▸ EXERCISE GOAL
Both the line containing "Reproduce this screenshot" and the line containing "const sequence: string[]" belong in the copy, as do all lines between them, copied exactly; pictures do not.

▸ SUPPLIED ENTRIES
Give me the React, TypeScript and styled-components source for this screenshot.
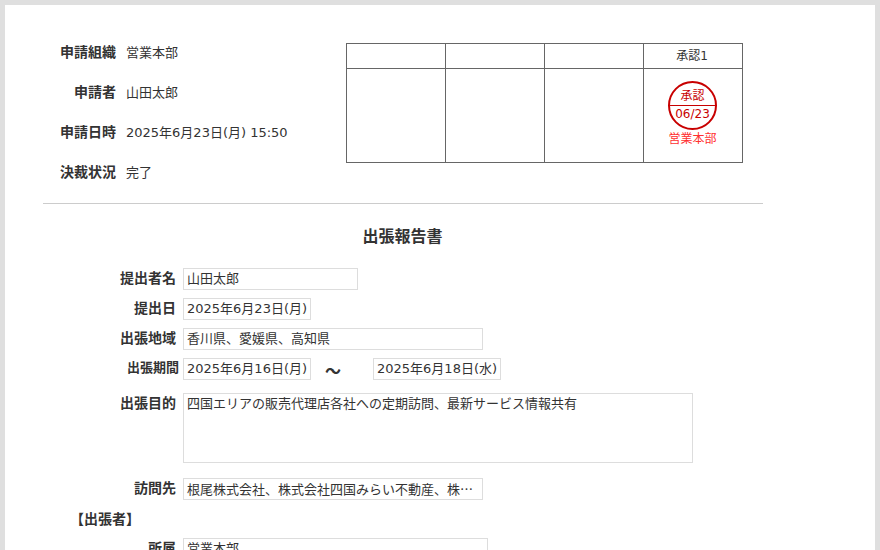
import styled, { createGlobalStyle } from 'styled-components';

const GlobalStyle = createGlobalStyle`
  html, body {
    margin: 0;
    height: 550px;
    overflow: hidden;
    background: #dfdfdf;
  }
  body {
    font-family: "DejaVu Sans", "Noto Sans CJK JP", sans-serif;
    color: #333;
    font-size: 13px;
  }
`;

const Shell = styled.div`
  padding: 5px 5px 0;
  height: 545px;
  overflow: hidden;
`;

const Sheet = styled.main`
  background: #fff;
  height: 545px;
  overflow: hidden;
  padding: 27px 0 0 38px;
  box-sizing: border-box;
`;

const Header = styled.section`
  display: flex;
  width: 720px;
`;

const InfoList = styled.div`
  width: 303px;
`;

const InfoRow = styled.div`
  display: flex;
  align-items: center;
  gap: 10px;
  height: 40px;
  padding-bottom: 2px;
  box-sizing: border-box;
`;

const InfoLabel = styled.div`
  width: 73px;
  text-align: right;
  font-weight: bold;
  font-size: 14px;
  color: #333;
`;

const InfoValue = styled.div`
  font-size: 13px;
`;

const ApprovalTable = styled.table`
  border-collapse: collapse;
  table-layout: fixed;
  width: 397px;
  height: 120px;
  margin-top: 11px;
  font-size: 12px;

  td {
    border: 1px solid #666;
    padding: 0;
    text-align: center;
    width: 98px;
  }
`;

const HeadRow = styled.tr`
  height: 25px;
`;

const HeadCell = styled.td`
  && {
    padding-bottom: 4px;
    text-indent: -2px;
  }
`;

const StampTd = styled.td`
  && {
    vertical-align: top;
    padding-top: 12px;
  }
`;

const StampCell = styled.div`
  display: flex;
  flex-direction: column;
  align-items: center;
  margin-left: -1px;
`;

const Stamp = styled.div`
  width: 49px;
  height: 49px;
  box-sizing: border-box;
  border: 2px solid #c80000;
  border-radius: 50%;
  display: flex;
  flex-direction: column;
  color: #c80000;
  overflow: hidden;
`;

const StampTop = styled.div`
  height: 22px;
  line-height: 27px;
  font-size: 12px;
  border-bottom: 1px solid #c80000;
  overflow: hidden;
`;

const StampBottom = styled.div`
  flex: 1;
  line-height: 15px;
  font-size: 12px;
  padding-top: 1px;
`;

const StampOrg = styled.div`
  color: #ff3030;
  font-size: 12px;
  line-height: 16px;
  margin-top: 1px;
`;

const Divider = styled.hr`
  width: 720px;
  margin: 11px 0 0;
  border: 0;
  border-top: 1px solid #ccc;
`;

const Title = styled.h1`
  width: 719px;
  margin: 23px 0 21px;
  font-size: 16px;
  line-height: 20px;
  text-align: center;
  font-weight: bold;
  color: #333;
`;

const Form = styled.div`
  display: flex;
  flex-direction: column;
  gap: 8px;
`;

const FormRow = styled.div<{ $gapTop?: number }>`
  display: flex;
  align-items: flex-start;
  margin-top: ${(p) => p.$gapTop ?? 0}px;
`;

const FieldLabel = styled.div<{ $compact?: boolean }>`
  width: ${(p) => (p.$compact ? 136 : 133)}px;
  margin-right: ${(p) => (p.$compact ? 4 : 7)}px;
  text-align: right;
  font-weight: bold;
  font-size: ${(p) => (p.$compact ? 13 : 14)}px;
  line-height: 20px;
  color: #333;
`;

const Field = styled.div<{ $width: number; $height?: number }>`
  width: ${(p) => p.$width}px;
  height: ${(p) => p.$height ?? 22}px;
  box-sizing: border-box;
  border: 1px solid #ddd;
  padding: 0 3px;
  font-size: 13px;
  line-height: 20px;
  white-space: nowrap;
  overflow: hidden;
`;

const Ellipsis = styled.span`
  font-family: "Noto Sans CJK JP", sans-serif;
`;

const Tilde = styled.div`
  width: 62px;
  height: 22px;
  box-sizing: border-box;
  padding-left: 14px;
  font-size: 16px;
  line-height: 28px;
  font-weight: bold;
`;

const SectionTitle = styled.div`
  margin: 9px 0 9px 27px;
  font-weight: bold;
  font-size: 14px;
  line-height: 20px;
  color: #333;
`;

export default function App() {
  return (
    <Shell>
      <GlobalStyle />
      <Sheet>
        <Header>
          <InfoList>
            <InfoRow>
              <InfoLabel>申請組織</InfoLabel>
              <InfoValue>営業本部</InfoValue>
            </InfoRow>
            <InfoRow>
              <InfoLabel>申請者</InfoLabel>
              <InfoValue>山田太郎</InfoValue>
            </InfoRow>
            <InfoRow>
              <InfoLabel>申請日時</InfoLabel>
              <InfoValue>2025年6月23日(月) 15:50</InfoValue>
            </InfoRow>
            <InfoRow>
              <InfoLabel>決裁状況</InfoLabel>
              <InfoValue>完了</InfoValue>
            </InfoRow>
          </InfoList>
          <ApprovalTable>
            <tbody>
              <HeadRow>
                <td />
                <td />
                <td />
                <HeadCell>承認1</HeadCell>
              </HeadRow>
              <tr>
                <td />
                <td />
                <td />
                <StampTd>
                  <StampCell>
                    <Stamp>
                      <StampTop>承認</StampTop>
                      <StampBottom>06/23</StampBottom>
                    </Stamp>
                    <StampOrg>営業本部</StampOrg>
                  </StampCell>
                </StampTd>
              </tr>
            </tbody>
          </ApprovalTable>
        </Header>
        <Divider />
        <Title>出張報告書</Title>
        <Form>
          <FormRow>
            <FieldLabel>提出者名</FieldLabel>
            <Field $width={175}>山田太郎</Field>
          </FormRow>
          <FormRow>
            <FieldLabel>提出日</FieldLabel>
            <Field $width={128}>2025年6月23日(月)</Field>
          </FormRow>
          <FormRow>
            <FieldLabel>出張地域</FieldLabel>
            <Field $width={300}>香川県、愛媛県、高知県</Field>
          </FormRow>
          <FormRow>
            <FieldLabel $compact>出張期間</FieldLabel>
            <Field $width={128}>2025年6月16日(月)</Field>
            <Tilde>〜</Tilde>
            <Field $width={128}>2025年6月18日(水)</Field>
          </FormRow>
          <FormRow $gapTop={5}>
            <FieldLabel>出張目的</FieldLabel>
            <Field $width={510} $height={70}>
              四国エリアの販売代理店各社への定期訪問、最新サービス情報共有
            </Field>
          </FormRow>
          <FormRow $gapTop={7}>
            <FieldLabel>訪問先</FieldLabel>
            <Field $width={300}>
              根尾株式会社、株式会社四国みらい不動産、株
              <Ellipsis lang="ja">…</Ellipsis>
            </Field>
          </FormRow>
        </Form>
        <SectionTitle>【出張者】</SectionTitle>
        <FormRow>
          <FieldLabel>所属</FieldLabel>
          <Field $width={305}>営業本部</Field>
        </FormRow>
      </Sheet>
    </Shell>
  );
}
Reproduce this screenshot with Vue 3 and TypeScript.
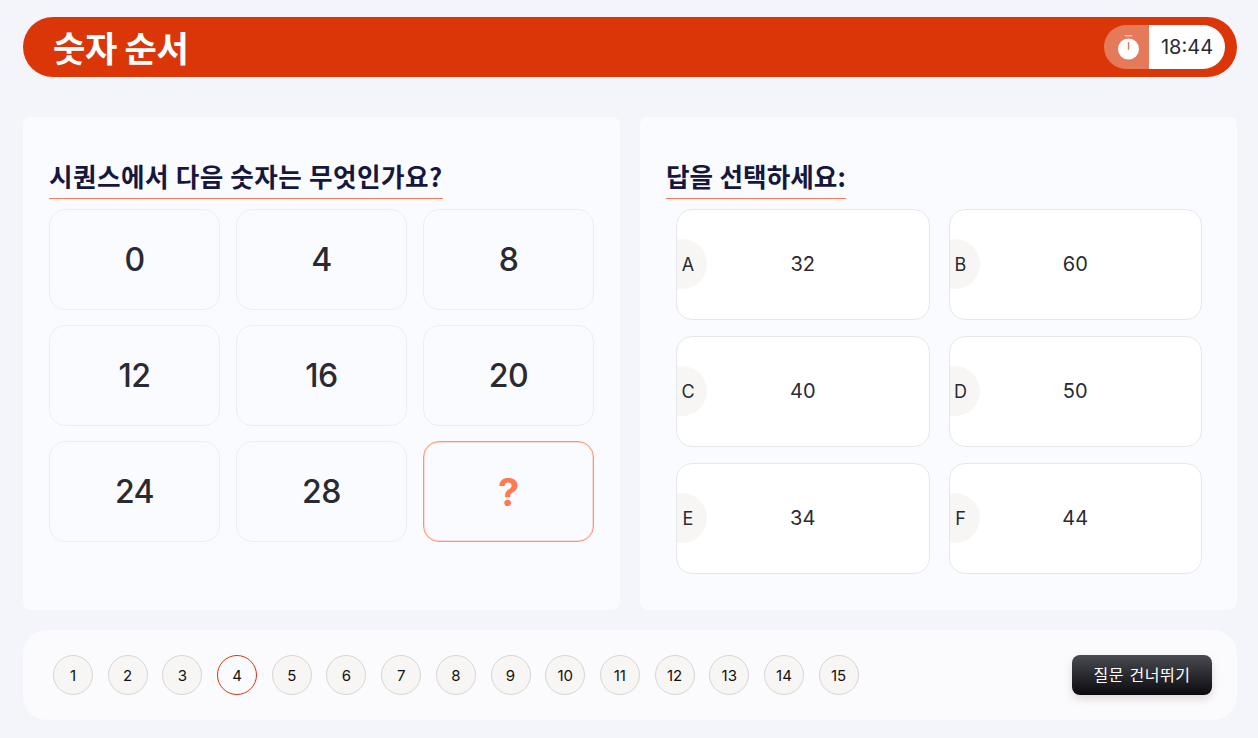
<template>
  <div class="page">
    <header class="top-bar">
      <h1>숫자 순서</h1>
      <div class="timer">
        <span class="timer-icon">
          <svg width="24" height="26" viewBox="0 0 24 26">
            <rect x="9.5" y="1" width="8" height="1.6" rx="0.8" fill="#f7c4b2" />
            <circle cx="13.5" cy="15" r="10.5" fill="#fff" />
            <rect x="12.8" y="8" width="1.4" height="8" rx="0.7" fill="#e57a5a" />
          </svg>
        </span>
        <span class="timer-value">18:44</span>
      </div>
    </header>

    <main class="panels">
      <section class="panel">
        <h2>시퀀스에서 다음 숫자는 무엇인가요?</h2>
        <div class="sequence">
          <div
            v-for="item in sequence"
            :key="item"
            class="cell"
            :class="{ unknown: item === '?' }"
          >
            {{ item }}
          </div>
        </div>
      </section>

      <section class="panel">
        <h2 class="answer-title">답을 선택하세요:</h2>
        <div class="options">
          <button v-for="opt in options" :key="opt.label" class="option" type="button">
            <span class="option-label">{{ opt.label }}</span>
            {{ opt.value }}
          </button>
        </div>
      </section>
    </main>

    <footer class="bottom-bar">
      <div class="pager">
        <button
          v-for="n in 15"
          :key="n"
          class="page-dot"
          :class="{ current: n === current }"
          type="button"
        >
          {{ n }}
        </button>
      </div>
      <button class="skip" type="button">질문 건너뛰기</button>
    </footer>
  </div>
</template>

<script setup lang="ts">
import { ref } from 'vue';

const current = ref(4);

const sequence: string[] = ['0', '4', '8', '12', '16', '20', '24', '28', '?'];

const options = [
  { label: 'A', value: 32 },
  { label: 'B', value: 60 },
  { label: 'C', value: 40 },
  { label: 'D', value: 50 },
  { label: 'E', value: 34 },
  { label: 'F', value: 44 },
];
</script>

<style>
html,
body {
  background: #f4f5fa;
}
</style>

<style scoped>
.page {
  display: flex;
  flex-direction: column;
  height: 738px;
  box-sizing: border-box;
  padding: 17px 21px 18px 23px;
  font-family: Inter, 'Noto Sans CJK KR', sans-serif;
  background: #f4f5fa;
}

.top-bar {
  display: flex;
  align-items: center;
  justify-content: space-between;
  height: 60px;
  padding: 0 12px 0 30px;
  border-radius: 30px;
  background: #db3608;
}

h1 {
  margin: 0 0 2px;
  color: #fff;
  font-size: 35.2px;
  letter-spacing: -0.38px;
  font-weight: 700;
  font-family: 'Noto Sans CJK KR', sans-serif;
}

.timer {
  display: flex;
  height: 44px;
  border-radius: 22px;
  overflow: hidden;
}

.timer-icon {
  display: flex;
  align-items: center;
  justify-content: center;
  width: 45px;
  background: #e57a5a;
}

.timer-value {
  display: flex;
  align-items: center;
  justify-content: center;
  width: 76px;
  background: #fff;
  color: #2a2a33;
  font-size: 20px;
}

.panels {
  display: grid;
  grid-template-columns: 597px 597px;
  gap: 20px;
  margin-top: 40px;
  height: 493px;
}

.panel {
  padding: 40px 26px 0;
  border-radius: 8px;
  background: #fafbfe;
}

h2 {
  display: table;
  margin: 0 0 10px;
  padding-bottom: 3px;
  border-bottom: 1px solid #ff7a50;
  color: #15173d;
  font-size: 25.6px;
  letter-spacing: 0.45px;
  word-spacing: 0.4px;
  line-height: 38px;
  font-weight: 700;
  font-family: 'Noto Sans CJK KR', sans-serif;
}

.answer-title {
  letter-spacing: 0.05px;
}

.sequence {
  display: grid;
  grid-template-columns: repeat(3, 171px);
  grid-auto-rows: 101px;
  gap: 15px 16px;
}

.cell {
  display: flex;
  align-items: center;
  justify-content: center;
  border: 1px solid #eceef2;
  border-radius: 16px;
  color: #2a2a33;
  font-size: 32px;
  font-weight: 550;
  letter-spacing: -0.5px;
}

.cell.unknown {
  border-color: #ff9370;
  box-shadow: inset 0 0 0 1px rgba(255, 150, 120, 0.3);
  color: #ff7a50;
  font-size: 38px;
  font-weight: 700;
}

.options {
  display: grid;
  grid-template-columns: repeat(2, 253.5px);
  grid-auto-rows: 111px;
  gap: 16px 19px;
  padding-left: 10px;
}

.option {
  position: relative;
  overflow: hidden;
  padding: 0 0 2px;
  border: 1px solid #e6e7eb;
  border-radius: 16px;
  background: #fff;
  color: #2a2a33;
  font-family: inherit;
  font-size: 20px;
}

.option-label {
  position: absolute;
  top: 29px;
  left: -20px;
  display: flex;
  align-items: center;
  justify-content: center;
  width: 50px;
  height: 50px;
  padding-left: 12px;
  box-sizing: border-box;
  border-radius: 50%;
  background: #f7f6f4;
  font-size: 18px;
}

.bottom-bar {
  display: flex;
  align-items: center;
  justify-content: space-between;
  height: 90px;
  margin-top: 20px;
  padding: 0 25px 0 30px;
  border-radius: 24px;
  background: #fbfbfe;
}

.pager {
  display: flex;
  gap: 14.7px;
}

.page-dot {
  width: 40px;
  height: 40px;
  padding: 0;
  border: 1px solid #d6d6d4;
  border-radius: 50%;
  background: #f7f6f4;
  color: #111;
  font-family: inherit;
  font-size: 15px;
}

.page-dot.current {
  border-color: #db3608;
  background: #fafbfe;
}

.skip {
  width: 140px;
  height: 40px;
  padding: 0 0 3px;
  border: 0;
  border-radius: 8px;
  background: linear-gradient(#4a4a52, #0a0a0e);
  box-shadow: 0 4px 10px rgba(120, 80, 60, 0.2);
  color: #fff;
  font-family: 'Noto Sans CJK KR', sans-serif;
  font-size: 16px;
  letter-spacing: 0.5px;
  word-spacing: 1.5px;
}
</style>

▸ RESULT OF THIS EXERCISE
Reproduce this screenshot with Vue 3 and TypeScript.
<template>
  <div class="page">
    <header class="top-bar">
      <h1>숫자 순서</h1>
      <div class="timer">
        <span class="timer-icon">
          <svg width="24" height="26" viewBox="0 0 24 26">
            <rect x="9.5" y="1" width="8" height="1.6" rx="0.8" fill="#f7c4b2" />
            <circle cx="13.5" cy="15" r="10.5" fill="#fff" />
            <rect x="12.8" y="8" width="1.4" height="8" rx="0.7" fill="#e57a5a" />
          </svg>
        </span>
        <span class="timer-value">18:44</span>
      </div>
    </header>

    <main class="panels">
      <section class="panel">
        <h2>시퀀스에서 다음 숫자는 무엇인가요?</h2>
        <div class="sequence">
          <div
            v-for="item in sequence"
            :key="item"
            class="cell"
            :class="{ unknown: item === '?' }"
          >
            {{ item }}
          </div>
        </div>
      </section>

      <section class="panel">
        <h2 class="answer-title">답을 선택하세요:</h2>
        <div class="options">
          <button v-for="opt in options" :key="opt.label" class="option" type="button">
            <span class="option-label">{{ opt.label }}</span>
            {{ opt.value }}
          </button>
        </div>
      </section>
    </main>

    <footer class="bottom-bar">
      <div class="pager">
        <button
          v-for="n in 15"
          :key="n"
          class="page-dot"
          :class="{ current: n === current }"
          type="button"
        >
          {{ n }}
        </button>
      </div>
      <button class="skip" type="button">질문 건너뛰기</button>
    </footer>
  </div>
</template>

<script setup lang="ts">
import { ref } from 'vue';

const current = ref(4);

const sequence: string[] = ['0', '4', '8', '12', '16', '20', '24', '28', '?'];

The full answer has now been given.